EDIT: The code bellow isn't actually a solution to the problem. It is a solution to a simpler problem along the lines of the above. The solution below ignores the constraint that the stream must be read only. After doing some research, it appears that this problem is a very difficult version of a series of similar problems of the type "Given a range of numbers between 1 and n, find the repeating/missing number". If there were only one number repeated, and there was only a O(n) time requirement, you could use a bool vector as above. If there were only one number repeated, but you were constrained to constant space, you could implement this solution where we use gauss's formula to find the sum of integers from 1 to n, and subtract that from the sum of the array. If the array had two missing numbers, and you were constrained to constant time, you could implement this solution where we use the sum and product of the array to create a system of equations which can be solved in O(n) time with O(1) space.

To solve the question posed above, it looks like one would have to implement something to the order of this monstrosity.

Here is a solution this problem within its constraints:

You could do something like this:

#include<vector>
#include<iostream>
int repeating(std::vector<int>& arr)
{
  for (int i = 0; i < arr.size(); i++)
  {
    if (arr[abs(arr[i])] >= 0)
      arr[abs(arr[i])] = -arr[abs(arr[i])];
    else {
      return abs(arr[i]);
    }
  }
}
int main()
{
        std::vector<int> v{1,2,3,4,5,1};

        std::cout<<repeating(v)<<std::endl;
        std::cout<<sizeof(v)*sizeof(v[0])<<std::endl;
        return 0;
}

The above program uses the input array itself to track duplicates. For each index i, the array evaluates arr[i]. The array sets arr(arr[i]) negative. Negating a value is an easily reversible operation (simply take the absolute value of the element), so it can be used to mark an index of the array without ruining the integrity of the data. If you ever encounter an index such that arr[abs(arr[i])] is negative, you know that you have seen abs(arr[i])) before in the array. This uses O(1) space complexity, traverses the array once, and can be modified to return any or all duplicate numbers.

Answer 2

std::vector<bool> is a bitset, so it will use n bits. In Big-O notation, O(n/8)=O(n), that means the space is not less than O(n).

I assume they do not look at the actual program, but only measure its space consumption in some example runs.
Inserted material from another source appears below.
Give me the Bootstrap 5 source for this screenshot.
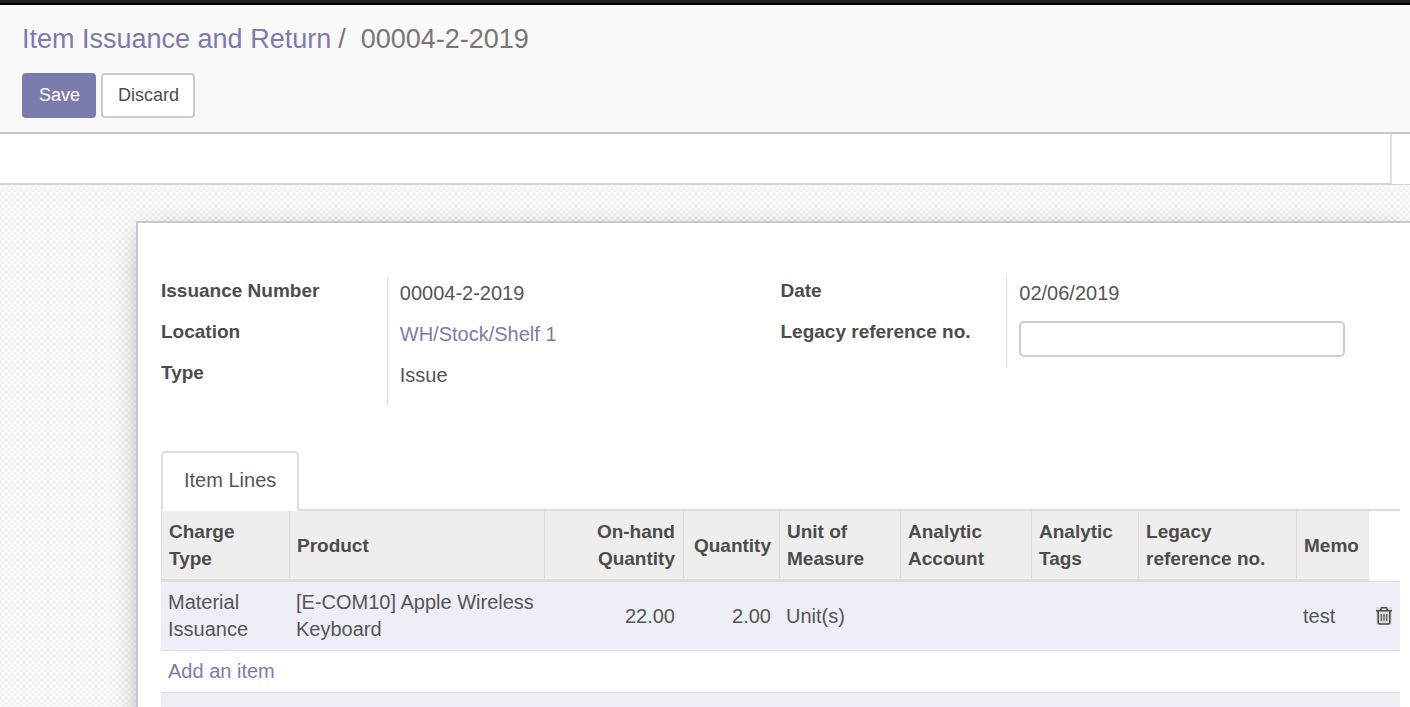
<!DOCTYPE html>
<html lang="en">
<head>
<meta charset="utf-8">
<meta name="viewport" content="width=device-width, initial-scale=1">
<title>Item Issuance and Return</title>
<link href="https://cdn.jsdelivr.net/npm/bootstrap@5.3.0/dist/css/bootstrap.min.css" rel="stylesheet">
<style>
  :root { --brand: #7c7bad; --ink: #4c4c4c; --line: #dddddd; }
  body { font-family: "Liberation Sans", Arial, sans-serif; font-size: 20px; line-height: 27px; color: var(--ink); background: #fff; }
  a { color: var(--brand); text-decoration: none; }
  a:hover { text-decoration: underline; }
  .top-strip { height: 5px; background: #222; border-bottom: 2px solid #000; }
  .control-panel { background: #f9f9f9; border-bottom: 2px solid #c8c8c8; padding: 16px 22px 14px; }
  .breadcrumb { --bs-breadcrumb-font-size: 27px; line-height: 36px; margin-bottom: 16px; color: #777; }
  .breadcrumb .sep { padding: 0 15px 0 7px; }
  .panel-btn { font-size: 18px; line-height: 25px; padding: 8px 14px 8px 15px; border-width: 2px; border-radius: 4px; }
  .btn-save { --bs-btn-color: #fff; --bs-btn-bg: var(--brand); --bs-btn-border-color: var(--brand); --bs-btn-hover-color: #fff; --bs-btn-hover-bg: #5f5e97; }
  .btn-discard { --bs-btn-color: var(--ink); --bs-btn-bg: #fff; --bs-btn-border-color: #ccc; --bs-btn-hover-bg: #eee; --bs-btn-hover-border-color: #bbb; }
  .button-row { gap: 5px; }
  .status-row { height: 51px; border-bottom: 1px solid #d5d5d5; }
  .status-main { border-right: 2px solid #e2e2e2; border-bottom: 1px solid #d5d5d5; margin-right: 18px; }
  .form-area {
    background-color: #e4e4e4;
    background-image: radial-gradient(circle, #fff 1px, transparent 3px), radial-gradient(circle, #fff 1px, transparent 3px);
    background-size: 6px 6px;
    background-position: 0 0, 3px 3px;
    padding: 36px 0 0 136px;
  }
  .sheet { background: #fff; border: solid #c8c8d3; border-width: 2px 0 0 2px; box-shadow: 0 7px 28px -8px rgba(0,0,0,.4); padding: 54px 10px 0 23px; }
  .field-group { padding-right: 55px; }
  .field-label { width: 40%; font-size: 19px; font-weight: bold; }
  .field-rows { min-height: 41px; }
  .field-value { width: 60%; color: #555; border-left: 1px solid var(--line); padding: 3px 0 11px 12px; }
  .field-rows:nth-child(3) { min-height: 47px; }
  .ref-input { height: 36px; border: 2px solid #ccc; border-radius: 5px; font-size: 20px; }
  .line-tabs { --bs-nav-tabs-border-width: 2px; --bs-nav-tabs-border-color: var(--line); --bs-nav-tabs-border-radius: 5px; --bs-nav-tabs-link-active-color: #555; --bs-nav-tabs-link-active-border-color: var(--line) var(--line) #fff; margin-top: 45px; }
  .line-tabs .nav-link { padding: 14px 21px 15px; }
  .lines { table-layout: fixed; border-collapse: separate; border-spacing: 0; width: 100%; }
  .lines th, .lines td { padding: 7px 8px; vertical-align: middle; }
  .lines thead th { font-size: 19px; background: #eee; border: solid var(--line); border-width: 0 0 3px 1px; padding-left: 7px; }
  .lines thead td { border-bottom: 1px solid var(--line); }
  .lines tbody td { color: #555; border-bottom: 1px solid var(--line); padding-left: 7px; }
  .lines .tinted td { background: #eeeef7; }
  .trash { width: 16px; height: 20px; display: block; }
</style>
</head>
<body>
<div class="vh-100 d-flex flex-column overflow-hidden">
  <div class="top-strip flex-shrink-0"></div>
  <header class="control-panel flex-shrink-0">
    <nav class="breadcrumb flex-nowrap text-nowrap" aria-label="breadcrumb">
      <a href="#">Item Issuance and Return</a><span class="sep">/</span><span aria-current="page">00004-2-2019</span>
    </nav>
    <div class="d-flex button-row">
      <button type="button" class="btn panel-btn btn-save">Save</button>
      <button type="button" class="btn panel-btn btn-discard">Discard</button>
    </div>
  </header>
  <div class="status-row d-flex flex-shrink-0"><div class="status-main flex-grow-1"></div></div>
  <main class="form-area d-flex flex-grow-1">
    <form class="sheet flex-grow-1">
      <div class="row g-0 align-items-start">
        <div class="col-6 field-group">
          <div class="d-flex field-rows"><span class="field-label">Issuance Number</span><div class="field-value">00004-2-2019</div></div>
          <div class="d-flex field-rows"><span class="field-label">Location</span><div class="field-value"><a href="#">WH/Stock/Shelf 1</a></div></div>
          <div class="d-flex field-rows"><span class="field-label">Type</span><div class="field-value">Issue</div></div>
        </div>
        <div class="col-6 field-group">
          <div class="d-flex field-rows"><span class="field-label">Date</span><div class="field-value">02/06/2019</div></div>
          <div class="d-flex field-rows"><label class="field-label" for="legacy-ref">Legacy reference no.</label><div class="field-value"><input type="text" id="legacy-ref" class="form-control ref-input"></div></div>
        </div>
      </div>
      <ul class="nav nav-tabs line-tabs">
        <li class="nav-item"><a class="nav-link active" href="#lines" aria-current="true">Item Lines</a></li>
      </ul>
      <table class="lines" id="lines">
        <colgroup>
          <col style="width:10.33%"><col style="width:20.58%"><col style="width:11.22%"><col style="width:7.75%"><col style="width:9.77%"><col style="width:10.57%"><col style="width:8.64%"><col style="width:12.75%"><col style="width:5.89%"><col style="width:2.5%">
        </colgroup>
        <thead>
          <tr>
            <th>Charge Type</th><th>Product</th><th class="text-end ps-5">On-hand Quantity</th><th class="text-end">Quantity</th><th>Unit of Measure</th><th>Analytic Account</th><th>Analytic Tags</th><th>Legacy reference no.</th><th>Memo</th><td></td>
          </tr>
        </thead>
        <tbody>
          <tr class="tinted">
            <td>Material Issuance</td><td>[E-COM10] Apple Wireless Keyboard</td><td class="text-end">22.00</td><td class="text-end">2.00</td><td>Unit(s)</td><td></td><td></td><td></td><td>test</td>
            <td>
              <button type="button" class="border-0 bg-transparent p-0 d-block" aria-label="Delete line">
                <svg class="trash" viewBox="0 0 16 20" fill="none" stroke="#4c4c4c" stroke-width="1.6"><path fill="#ddd" stroke="none" d="M0 1h16v18H0z"/><path d="M0 4.7h16M4.5 4.5 5.5 1.7h5l1 2.8M2.2 5v11.5q0 1.5 1.5 1.5h8.6q1.5 0 1.5-1.5V5"/><path stroke-width="1.2" d="M5.3 8v7M8 8v7M10.7 8v7"/></svg>
              </button>
            </td>
          </tr>
          <tr><td colspan="10"><a href="#">Add an item</a></td></tr>
          <tr class="tinted"><td colspan="10">&nbsp;</td></tr>
        </tbody>
      </table>
    </form>
  </main>
</div>
<script src="https://cdn.jsdelivr.net/npm/bootstrap@5.3.0/dist/js/bootstrap.bundle.min.js"></script>
</body>
</html>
So, using a bit vector tricks it into believing that it is better than O(n).

But I agree with you. It should not be accepted.

Answer 3

I have a solution which requires O(sqrt(N)) space and O(N) time, and traverses the list twice -- assuming it is possible to calculate the integer square root in O(1) time (for arbitrary large N, this is likely at least an O(log(N)) operation).

• First allocate an integer array A1 of size ceil(sqrt(N)), filled with 0.
• Iterate through your array, for each element x
  • compute k=floor(sqrt(x))
  • increment A1[k]
  • If A1[k]>2k+1, there must be at least one duplicate between k² and (k+1)²-1. (For k=floor(sqrt(N)) the threshold is N-k²). Rememberk` and break first iteration
• optionally delete first array
• Allocate a boolean array A2 of size 2k+1 filled with false.
• Iterate through all x again:
  • Check if A2[x-k²] is set, if yes, x is a duplicate
  • Otherwise, increment A2[x-k²]

The solution should also work for larger and smaller arrays (does not need to be exactly N+1), and if there are no duplicates, the first iteration will run to the end. Both temporary arrays are O(k) (if you are pedantic, the first one is O(k*log(k)), since it must store integers up to size sqrt(N)).

Answer 4

std::vector<bool> isn't like any other vector.

std::vector<bool> is a possibly space-efficient specialization of std::vector for the type bool.

That's why it may use up less memory because it might represent multiple boolean values with one byte, like a bitset.

Answer 5

solution suggested by @jayson Boubin in above answers is O(1)-space method and it is good(by the way itis awesome!! ), when changing the original array is allowed or mean changing doesn't matters. but if altering the original array is not allowed then the well-known solution is of O(sqrt(n))-space and O(n)-time, and this method basically suggests that we should first consider sqrt(n)-ranges whereas ith range will be [sqrt(n)*i to sqrt(n)*(i+1)] , and after that we traverse the array and count the no. of elements lies in for each range and so onn...

have a look on it: leetcode: find the duplicate number

Answer 6

Well it's constant (O(1)) in memory because you're simply doing a comparison in place, and not creating a new data structure to house anything or for any comparison.

You could also use a Hash Table like unordered_set, but that'd be using O(N) memory - but remain O(N) time complexity.

I'm not entirely sure if this was an "accepted" solution by the way (what you posted, because that is creating a vector of size (sizeofA) - but just offering a solution based on your needs.